Conversely, participants relying on simplistic baseload assumptions, weak compliance structures, undercapitalized trading operations, or merchant-only renewable exposure without effective shape-risk management may face increasing challenges.
For traders, the successful model will combine weather forecasting expertise, cross-border capacity management, quarter-hour optimization, REMIT compliance, CBAM documentation capabilities, and disciplined collateral management.
For utilities, trading is becoming a portfolio-optimization function rather than a standalone activity. Generation assets, customer supply obligations, PPAs, storage resources, balancing responsibilities, and cross-border positions will need to be managed as an integrated portfolio.
For renewable-energy developers, market assumptions must increasingly incorporate negative pricing, capture-price risk, imbalance exposure, and basis risk. Future project revenues will depend not only on how much electricity is produced, but also when and where it is delivered.

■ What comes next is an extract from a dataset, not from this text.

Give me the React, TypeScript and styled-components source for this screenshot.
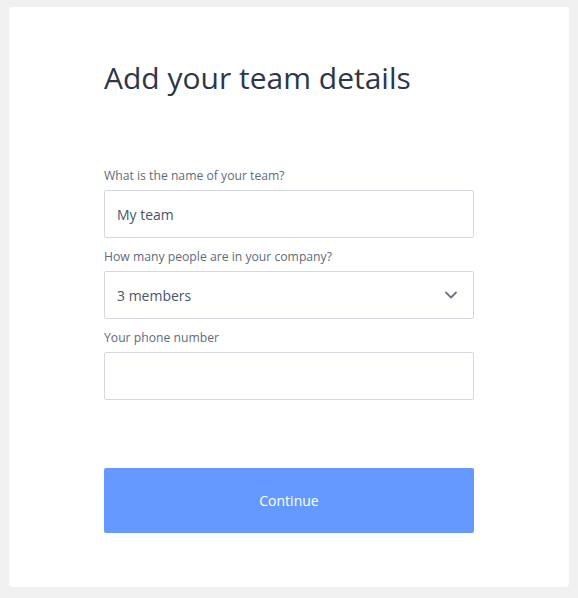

For industrial buyers, electricity procurement strategies must move beyond traditional annual baseload thinking. Key commercial risks will increasingly be tied to hourly and quarter-hourly shape exposure, evening peak pricing, solar PPA mismatches, and index basis risk.
For regulators, the priorities are becoming increasingly clear: accelerate market coupling, expand usable cross-zonal capacity, strengthen balancing-market design, clarify storage regulations, improve REMIT enforcement, and reduce CBAM-related trade distortions.
South East Europe is unlikely to become a simple or perfectly integrated electricity market by 2028. However, it is expected to become more transparent, more liquid, and more attractive for investment. At the same time, participation in the market will require higher levels of technical, commercial, and regulatory sophistication.
The region’s future trading value will increasingly be defined across five dimensions: time, location, flexibility, carbon, and compliance.
That is the emerging SEE power-market outlook: more exchange-based trading, greater cross-border complexity, continued volatility, and greater rewards for participants capable of managing all three successfully.